The reason we say “Never Rewrite Code” is that we leave rewrites too late, demand too much, and expect them to work immediately. It’s more important to never rewrite in a hurry than to never rewrite at all.
null is true, everything is permitted
The problem with following advice to the letter is that it rarely works in practice. The problem with following it at all costs is that eventually we cannot afford to do so.
It isn’t “Don’t Repeat Yourself”, but “Some redundancy is healthy, some isn’t”, and using abstractions when you’re sure you want to couple things together.
It isn’t “Each thing has a unique component”, or other variants of the single responsibility principle, but “Decoupling parts into smaller pieces is often worth it if the interfaces are simple between them, and try to keep the fast changing and tricky to implement bits away from each other”.

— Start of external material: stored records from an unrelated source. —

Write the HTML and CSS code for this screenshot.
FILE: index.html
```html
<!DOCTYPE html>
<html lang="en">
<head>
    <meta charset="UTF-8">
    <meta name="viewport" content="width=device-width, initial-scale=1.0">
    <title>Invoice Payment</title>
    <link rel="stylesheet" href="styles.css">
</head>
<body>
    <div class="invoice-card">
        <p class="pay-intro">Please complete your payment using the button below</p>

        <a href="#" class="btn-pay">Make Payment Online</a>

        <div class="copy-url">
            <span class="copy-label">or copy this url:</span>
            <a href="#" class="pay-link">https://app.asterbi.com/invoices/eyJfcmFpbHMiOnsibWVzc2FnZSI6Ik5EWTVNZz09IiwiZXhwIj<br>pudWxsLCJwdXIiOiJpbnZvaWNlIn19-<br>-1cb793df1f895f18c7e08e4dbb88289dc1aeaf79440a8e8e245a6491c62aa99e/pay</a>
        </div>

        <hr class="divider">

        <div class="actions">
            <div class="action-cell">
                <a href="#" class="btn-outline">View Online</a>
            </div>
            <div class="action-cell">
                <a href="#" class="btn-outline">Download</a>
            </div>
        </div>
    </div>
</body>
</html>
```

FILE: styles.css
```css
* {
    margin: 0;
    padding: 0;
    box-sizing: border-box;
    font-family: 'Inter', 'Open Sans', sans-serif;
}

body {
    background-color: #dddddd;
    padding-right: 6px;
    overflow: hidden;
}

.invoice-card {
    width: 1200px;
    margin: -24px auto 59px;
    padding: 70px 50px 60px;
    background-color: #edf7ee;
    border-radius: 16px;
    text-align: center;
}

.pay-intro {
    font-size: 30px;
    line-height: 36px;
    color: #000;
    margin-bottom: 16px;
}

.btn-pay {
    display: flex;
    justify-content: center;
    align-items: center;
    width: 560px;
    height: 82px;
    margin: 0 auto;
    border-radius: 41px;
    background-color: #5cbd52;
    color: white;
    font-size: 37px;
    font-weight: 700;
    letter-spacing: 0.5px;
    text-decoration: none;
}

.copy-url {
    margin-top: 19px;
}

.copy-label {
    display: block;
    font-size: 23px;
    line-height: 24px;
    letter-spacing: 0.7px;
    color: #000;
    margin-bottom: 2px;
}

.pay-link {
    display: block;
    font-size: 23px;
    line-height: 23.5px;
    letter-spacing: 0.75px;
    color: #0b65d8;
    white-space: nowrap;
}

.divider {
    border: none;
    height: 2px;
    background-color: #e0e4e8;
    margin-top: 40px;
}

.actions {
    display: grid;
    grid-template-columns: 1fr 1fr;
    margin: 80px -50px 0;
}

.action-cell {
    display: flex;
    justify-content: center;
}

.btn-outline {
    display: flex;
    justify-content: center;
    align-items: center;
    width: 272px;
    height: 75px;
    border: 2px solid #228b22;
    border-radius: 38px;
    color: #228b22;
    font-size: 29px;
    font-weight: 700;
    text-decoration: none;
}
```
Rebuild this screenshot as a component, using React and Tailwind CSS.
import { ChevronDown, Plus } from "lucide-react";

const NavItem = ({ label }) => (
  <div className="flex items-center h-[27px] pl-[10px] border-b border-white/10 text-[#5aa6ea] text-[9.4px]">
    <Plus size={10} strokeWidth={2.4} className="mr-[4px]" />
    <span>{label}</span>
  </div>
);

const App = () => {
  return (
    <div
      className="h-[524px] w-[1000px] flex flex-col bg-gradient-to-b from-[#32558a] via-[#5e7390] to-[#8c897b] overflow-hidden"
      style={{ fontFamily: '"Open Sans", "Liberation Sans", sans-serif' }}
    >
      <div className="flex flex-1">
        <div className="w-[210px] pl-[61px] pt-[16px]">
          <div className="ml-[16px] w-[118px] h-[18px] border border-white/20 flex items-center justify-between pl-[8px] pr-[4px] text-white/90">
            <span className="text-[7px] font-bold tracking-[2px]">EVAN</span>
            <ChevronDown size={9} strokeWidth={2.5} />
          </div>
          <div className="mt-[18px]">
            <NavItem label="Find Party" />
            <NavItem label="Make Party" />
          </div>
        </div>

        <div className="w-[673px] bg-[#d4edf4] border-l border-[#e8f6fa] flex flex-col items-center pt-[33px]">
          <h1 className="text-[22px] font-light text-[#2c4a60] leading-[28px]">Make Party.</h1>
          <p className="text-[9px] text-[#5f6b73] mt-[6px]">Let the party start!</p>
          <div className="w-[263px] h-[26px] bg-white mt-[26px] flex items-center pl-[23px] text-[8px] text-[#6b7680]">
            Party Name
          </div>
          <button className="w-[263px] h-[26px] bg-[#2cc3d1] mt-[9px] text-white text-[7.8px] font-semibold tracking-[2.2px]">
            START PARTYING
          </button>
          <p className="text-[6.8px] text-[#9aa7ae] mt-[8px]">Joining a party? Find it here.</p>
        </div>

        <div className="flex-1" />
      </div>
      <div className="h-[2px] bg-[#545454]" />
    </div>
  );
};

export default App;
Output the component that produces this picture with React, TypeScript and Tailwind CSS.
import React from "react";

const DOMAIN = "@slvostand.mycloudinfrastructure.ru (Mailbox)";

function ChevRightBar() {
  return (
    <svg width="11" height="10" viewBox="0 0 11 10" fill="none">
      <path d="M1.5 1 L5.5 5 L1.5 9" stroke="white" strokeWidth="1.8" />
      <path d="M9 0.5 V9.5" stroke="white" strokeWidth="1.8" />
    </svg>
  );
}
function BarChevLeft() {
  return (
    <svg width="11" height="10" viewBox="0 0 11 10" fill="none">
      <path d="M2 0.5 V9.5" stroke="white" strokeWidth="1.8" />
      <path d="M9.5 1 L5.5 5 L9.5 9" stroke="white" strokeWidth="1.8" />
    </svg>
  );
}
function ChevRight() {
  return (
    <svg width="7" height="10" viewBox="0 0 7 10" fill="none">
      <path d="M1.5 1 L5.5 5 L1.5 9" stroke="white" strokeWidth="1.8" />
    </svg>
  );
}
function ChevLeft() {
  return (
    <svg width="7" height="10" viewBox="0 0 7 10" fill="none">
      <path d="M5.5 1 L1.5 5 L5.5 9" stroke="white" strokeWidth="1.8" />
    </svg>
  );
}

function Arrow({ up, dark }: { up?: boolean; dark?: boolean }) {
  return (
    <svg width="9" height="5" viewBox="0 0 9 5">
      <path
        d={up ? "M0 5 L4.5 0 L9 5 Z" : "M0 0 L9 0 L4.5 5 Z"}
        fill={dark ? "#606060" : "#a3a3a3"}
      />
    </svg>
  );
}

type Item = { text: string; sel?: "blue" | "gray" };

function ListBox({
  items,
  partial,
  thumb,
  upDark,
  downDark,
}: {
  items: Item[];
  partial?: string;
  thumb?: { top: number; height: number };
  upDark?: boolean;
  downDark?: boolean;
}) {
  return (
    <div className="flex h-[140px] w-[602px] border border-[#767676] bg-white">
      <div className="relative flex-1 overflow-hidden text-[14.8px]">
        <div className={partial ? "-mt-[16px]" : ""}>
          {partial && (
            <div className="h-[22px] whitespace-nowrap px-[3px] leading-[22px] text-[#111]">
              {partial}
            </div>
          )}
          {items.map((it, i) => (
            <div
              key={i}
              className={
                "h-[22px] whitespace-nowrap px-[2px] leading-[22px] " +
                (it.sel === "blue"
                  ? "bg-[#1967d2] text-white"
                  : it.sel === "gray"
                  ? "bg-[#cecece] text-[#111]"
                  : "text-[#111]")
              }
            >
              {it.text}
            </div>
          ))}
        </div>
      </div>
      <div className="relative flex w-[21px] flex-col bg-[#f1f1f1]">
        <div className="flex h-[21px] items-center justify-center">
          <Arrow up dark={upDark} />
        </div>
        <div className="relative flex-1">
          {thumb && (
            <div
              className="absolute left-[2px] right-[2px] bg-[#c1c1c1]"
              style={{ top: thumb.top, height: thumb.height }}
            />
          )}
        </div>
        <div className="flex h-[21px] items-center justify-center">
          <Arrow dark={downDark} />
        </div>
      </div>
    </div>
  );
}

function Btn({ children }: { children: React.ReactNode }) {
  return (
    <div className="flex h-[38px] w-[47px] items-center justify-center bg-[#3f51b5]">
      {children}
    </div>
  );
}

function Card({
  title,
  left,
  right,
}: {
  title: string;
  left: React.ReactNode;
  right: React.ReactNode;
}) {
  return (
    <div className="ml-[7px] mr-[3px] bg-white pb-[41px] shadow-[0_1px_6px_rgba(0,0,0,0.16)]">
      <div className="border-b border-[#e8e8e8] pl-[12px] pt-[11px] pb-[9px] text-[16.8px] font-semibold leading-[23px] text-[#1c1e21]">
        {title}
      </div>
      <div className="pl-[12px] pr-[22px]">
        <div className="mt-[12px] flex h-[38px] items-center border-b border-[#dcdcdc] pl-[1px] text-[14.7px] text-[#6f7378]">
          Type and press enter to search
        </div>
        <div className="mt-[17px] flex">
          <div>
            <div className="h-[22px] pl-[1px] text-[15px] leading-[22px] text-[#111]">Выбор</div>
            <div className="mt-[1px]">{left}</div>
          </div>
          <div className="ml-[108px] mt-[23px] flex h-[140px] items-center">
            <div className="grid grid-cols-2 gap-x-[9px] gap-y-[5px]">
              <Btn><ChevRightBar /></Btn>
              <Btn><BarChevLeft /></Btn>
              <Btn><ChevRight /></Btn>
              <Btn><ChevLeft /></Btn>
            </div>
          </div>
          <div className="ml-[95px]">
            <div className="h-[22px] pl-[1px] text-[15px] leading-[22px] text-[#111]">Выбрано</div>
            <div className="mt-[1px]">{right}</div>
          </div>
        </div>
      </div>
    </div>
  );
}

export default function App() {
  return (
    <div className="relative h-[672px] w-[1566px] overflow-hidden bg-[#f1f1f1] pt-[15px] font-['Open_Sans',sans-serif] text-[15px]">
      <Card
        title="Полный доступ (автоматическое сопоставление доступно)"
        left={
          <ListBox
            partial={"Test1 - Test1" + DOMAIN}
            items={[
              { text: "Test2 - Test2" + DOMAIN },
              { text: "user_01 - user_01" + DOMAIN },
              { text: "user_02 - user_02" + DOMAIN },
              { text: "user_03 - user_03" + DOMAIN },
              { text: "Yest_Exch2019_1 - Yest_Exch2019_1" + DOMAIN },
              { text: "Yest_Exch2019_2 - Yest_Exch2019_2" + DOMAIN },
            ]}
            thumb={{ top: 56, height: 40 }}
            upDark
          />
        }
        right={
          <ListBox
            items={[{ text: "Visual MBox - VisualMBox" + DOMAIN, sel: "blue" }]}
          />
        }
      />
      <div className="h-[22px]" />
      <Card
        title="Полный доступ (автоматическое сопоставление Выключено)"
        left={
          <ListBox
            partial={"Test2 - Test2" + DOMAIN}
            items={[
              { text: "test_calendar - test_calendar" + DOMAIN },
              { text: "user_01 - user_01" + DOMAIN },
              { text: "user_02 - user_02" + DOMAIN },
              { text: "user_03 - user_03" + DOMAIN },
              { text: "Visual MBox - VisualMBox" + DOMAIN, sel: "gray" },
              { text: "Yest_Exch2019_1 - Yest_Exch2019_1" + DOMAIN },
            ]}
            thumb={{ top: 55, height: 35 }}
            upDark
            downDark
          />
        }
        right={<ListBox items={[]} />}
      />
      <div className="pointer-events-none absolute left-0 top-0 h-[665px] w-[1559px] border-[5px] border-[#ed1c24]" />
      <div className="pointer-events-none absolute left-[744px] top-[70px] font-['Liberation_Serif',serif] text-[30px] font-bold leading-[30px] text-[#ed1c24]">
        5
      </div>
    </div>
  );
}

It’s never “Don’t Rewrite!”, but “Don’t abandon what works”. Build a plan for migration, maintain in parallel, then decommission, eventually. In high-growth situations you can probably put off decommissioning, and possibly even migrations.
When you hear a piece of advice, you need to understand the structure and environment in place that made it true, because they can just as often make it false. Things like “Don’t Repeat Yourself” are about making a tradeoff, usually one that’s good in the small or for beginners to copy at first, but hazardous to invoke without question on larger systems.
In a larger system, it’s much harder to understand the consequences of our design choices—in many cases the consequences are only discovered far, far too late in the process and it is only by throwing more engineers into the pit that there is any hope of completion.
In the end, we call our good decisions ‘clean code’ and our bad decisions ‘technical debt’, despite following the same rules and practices to get there.